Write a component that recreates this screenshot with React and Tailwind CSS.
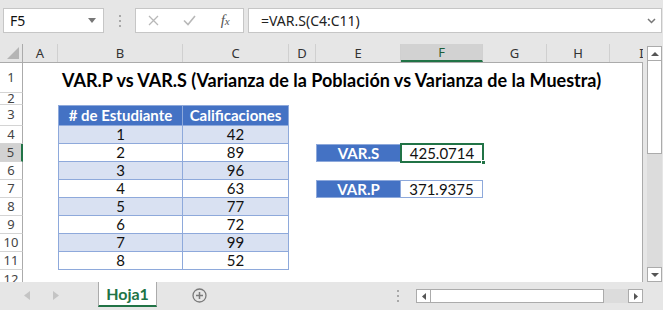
import React from "react";

const ui = { fontFamily: '"Noto Sans", "Liberation Sans", sans-serif' };
const cell = { fontFamily: 'Lato, "Liberation Sans", sans-serif' };

const data = [
  [1, 42],
  [2, 89],
  [3, 96],
  [4, 63],
  [5, 77],
  [6, 72],
  [7, 99],
  [8, 52],
];

const Dots = () => (
  <div className="flex flex-col gap-[3px]">
    <span className="w-[2px] h-[2px] bg-[#a8a8a8]" />
    <span className="w-[2px] h-[2px] bg-[#a8a8a8]" />
    <span className="w-[2px] h-[2px] bg-[#a8a8a8]" />
  </div>
);

const RowHead = ({ n, sel }) => (
  <div
    className={`w-[23px] shrink-0 flex items-center justify-center text-[13px] text-[#444] border-b border-[#d4d4d4] ${
      sel ? "bg-[#d2d2d2] border-r-2 border-r-[#217346]" : "border-r border-r-[#ababab]"
    }`}
    style={ui}
  >
    {n}
  </div>
);

const ColHead = ({ w, label, sel }) => (
  <div
    className={`${w} shrink-0 flex items-center justify-center text-[13px] leading-none border-r border-[#d0d0d0] ${
      sel ? "bg-[#d2d2d2] border-b-2 border-b-[#217346] text-[#1d5e3a]" : "text-[#333]"
    }`}
    style={ui}
  >
    {label}
  </div>
);

export default function App() {
  return (
    <div className="w-[663px] h-[310px] bg-[#e6e6e6] flex flex-col overflow-hidden text-[#111]">
      {/* formula bar */}
      <div className="h-[44px] shrink-0 flex items-start pt-[8px]">
        <div className="ml-[3px] w-[101px] h-[25px] bg-white border border-[#c6c6c6] flex items-center justify-between pl-[6px] pr-[7px]">
          <span className="text-[14px]" style={ui}>F5</span>
          <svg width="8" height="5" viewBox="0 0 8 5"><path d="M0 0h8L4 5z" fill="#777" /></svg>
        </div>
        <div className="w-[31px] flex justify-center pt-[7px]">
          <Dots />
        </div>
        <div className="w-[109px] h-[25px] bg-white border border-[#c6c6c6] flex items-center">
          <span className="w-[36px] flex justify-center">
            <svg width="11" height="11" viewBox="0 0 11 11"><path d="M1 1l9 9M10 1l-9 9" stroke="#b8b8b8" strokeWidth="1.3" /></svg>
          </span>
          <span className="w-[36px] flex justify-center">
            <svg width="13" height="11" viewBox="0 0 13 11"><path d="M1 5.5l4 4L12 1" stroke="#b8b8b8" strokeWidth="1.6" fill="none" /></svg>
          </span>
          <span className="w-[36px] flex justify-center items-baseline italic text-[#555]" style={{ fontFamily: '"Liberation Serif", serif' }}>
            <span className="text-[15px]">f</span>
            <span className="text-[11px]">x</span>
          </span>
        </div>
        <div className="ml-[4px] w-[414px] h-[25px] bg-white border border-[#c6c6c6] flex items-center justify-between pl-[12px] pr-[5px]">
          <span className="text-[14px] text-[#222]" style={ui}>=VAR.S(C4:C11)</span>
          <svg width="9" height="6" viewBox="0 0 9 6"><path d="M1 1l3.5 3.5L8 1" stroke="#777" strokeWidth="1.5" fill="none" /></svg>
        </div>
      </div>

      {/* sheet + vertical scrollbar */}
      <div className="h-[238px] shrink-0 flex">
        <div className="w-[643px] shrink-0 flex flex-col overflow-hidden">
          {/* column headers */}
          <div className="h-[19px] shrink-0 flex border-b border-[#ababab]">
            <div className="w-[23px] shrink-0 flex items-end justify-end pr-[3px] pb-[3px] border-r border-[#ababab]">
              <svg width="12" height="12" viewBox="0 0 12 12"><path d="M12 0v12H0z" fill="#b5b5b5" /></svg>
            </div>
            <ColHead w="w-[35px]" label="A" />
            <ColHead w="w-[125px]" label="B" />
            <ColHead w="w-[106px]" label="C" />
            <ColHead w="w-[27px]" label="D" />
            <ColHead w="w-[85px]" label="E" />
            <ColHead w="w-[82px]" label="F" sel />
            <ColHead w="w-[64px]" label="G" />
            <ColHead w="w-[63px]" label="H" />
            <ColHead w="w-[64px]" label="I" />
          </div>

          {/* rows */}
          <div className="flex-1 flex flex-col bg-white border-r border-b border-[#ababab]" style={cell}>
            <div className="h-[30px] shrink-0 flex">
              <RowHead n={1} />
              <div className="w-[35px] shrink-0" />
              <div className="flex-1 flex items-end pl-[4px] pb-[4px]">
                <span className="whitespace-nowrap text-[18px] font-bold leading-none text-black">
                  VAR.P vs VAR.S (Varianza de la Población vs Varianza de la Muestra)
                </span>
              </div>
            </div>
            <div className="h-[12px] shrink-0 flex overflow-hidden">
              <RowHead n={2} />
            </div>
            <div className="h-[21px] shrink-0 flex">
              <RowHead n={3} />
              <div className="w-[35px] shrink-0" />
              <div className="w-[125px] shrink-0 bg-[#4472c4] border border-[#8ea9db] flex items-center justify-center text-white font-bold text-[15px]">
                # de Estudiante
              </div>
              <div className="w-[106px] shrink-0 bg-[#4472c4] border-y border-r border-[#8ea9db] flex items-center justify-center text-white font-bold text-[15px]">
                Calificaciones
              </div>
            </div>
            {data.map(([n, v], i) => {
              const r = i + 4;
              const band = i % 2 === 0 ? "bg-[#d9e1f2]" : "bg-white";
              return (
                <div key={r} className="h-[18px] shrink-0 flex">
                  <RowHead n={r} sel={r === 5} />
                  <div className="w-[35px] shrink-0" />
                  <div className={`w-[125px] shrink-0 ${band} border-x border-b border-[#8ea9db] flex items-center justify-center text-[15px]`}>
                    {n}
                  </div>
                  <div className={`w-[106px] shrink-0 ${band} border-r border-b border-[#8ea9db] flex items-center justify-center text-[15px]`}>
                    {v}
                  </div>
                  <div className="w-[27px] shrink-0" />
                  {r === 5 && (
                    <>
                      <div className="w-[85px] shrink-0 bg-[#4472c4] border border-[#8ea9db] flex items-center justify-center text-white font-bold text-[15px]">
                        VAR.S
                      </div>
                      <div className="w-[82px] shrink-0 relative flex items-center justify-center text-[15px]">
                        425.0714
                        <div className="absolute -top-[1px] -left-[1px] -right-[1px] -bottom-[1px] border-2 border-[#217346]" />
                        <div className="absolute -right-[3px] -bottom-[3px] w-[5px] h-[5px] bg-[#217346] border border-white" />
                      </div>
                    </>
                  )}
                  {r === 7 && (
                    <>
                      <div className="w-[85px] shrink-0 bg-[#4472c4] border border-[#8ea9db] flex items-center justify-center text-white font-bold text-[15px]">
                        VAR.P
                      </div>
                      <div className="w-[82px] shrink-0 border-y border-r border-[#8ea9db] flex items-center justify-center text-[15px]">
                        371.9375
                      </div>
                    </>
                  )}
                </div>
              );
            })}
            <div className="flex-1 flex overflow-hidden">
              <RowHead n={12} />
            </div>
          </div>
        </div>

        {/* vertical scrollbar */}
        <div className="w-[20px] shrink-0 flex flex-col pl-[4px] pr-[1px] pt-[2px]">
          <div className="h-[15px] shrink-0 bg-white border border-[#ababab] flex items-center justify-center">
            <svg width="8" height="4" viewBox="0 0 8 4"><path d="M0 4h8L4 0z" fill="#555" /></svg>
          </div>
          <div className="h-[93px] shrink-0 bg-white border-x border-b border-[#ababab]" />
          <div className="flex-1 bg-[#dcdcdc]" />
          <div className="h-[15px] shrink-0 bg-white border border-[#ababab] flex items-center justify-center">
            <svg width="8" height="4" viewBox="0 0 8 4"><path d="M0 0h8L4 4z" fill="#555" /></svg>
          </div>
        </div>
      </div>

      {/* sheet tabs */}
      <div className="h-[28px] shrink-0 flex items-start">
        <div className="w-[98px] shrink-0 h-[28px] flex items-center pb-[1px]">
          <svg className="ml-[24px]" width="6" height="9" viewBox="0 0 6 9"><path d="M6 0v9L0 4.5z" fill="#c4c4c4" /></svg>
          <svg className="ml-[23px]" width="6" height="9" viewBox="0 0 6 9"><path d="M0 0v9l6-4.5z" fill="#c4c4c4" /></svg>
        </div>
        <div className="w-[59px] shrink-0 h-[25px] bg-white border-x border-[#ababab] border-b-2 border-b-[#217346] flex items-center justify-center text-[16px] font-bold text-[#217346]" style={cell}>
          Hoja1
        </div>
        <div className="w-[84px] shrink-0 h-[28px] flex items-center justify-center pb-[1px]">
          <svg width="15" height="15" viewBox="0 0 15 15">
            <circle cx="7.5" cy="7.5" r="6.5" stroke="#7a7a7a" strokeWidth="1.3" fill="none" />
            <path d="M7.5 4v7M4 7.5h7" stroke="#7a7a7a" strokeWidth="1.5" />
          </svg>
        </div>
        <div className="flex-1 h-[28px] flex items-center justify-end pr-[17px]">
          <Dots />
        </div>
        <div className="w-[227px] shrink-0 h-[14px] mt-[7px] flex">
          <div className="w-[15px] h-[14px] bg-white border border-[#ababab] flex items-center justify-center">
            <svg width="4" height="7" viewBox="0 0 4 7"><path d="M4 0v7L0 3.5z" fill="#555" /></svg>
          </div>
          <div className="w-[173px] h-[14px] bg-white border-y border-r border-[#ababab]" />
          <div className="flex-1 bg-[#dcdcdc]" />
          <div className="w-[15px] h-[14px] bg-white border border-[#ababab] flex items-center justify-center">
            <svg width="4" height="7" viewBox="0 0 4 7"><path d="M0 0v7l4-3.5z" fill="#555" /></svg>
          </div>
        </div>
        <div className="w-[20px] shrink-0" />
      </div>
    </div>
  );
}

★ ★ ★ ★ ★ ★ ★

• Stated exercise
Go through the listing above and list every line that has the word "React".

• Right answer
Write a component that recreates this screenshot with React and Tailwind CSS.
import React from "react";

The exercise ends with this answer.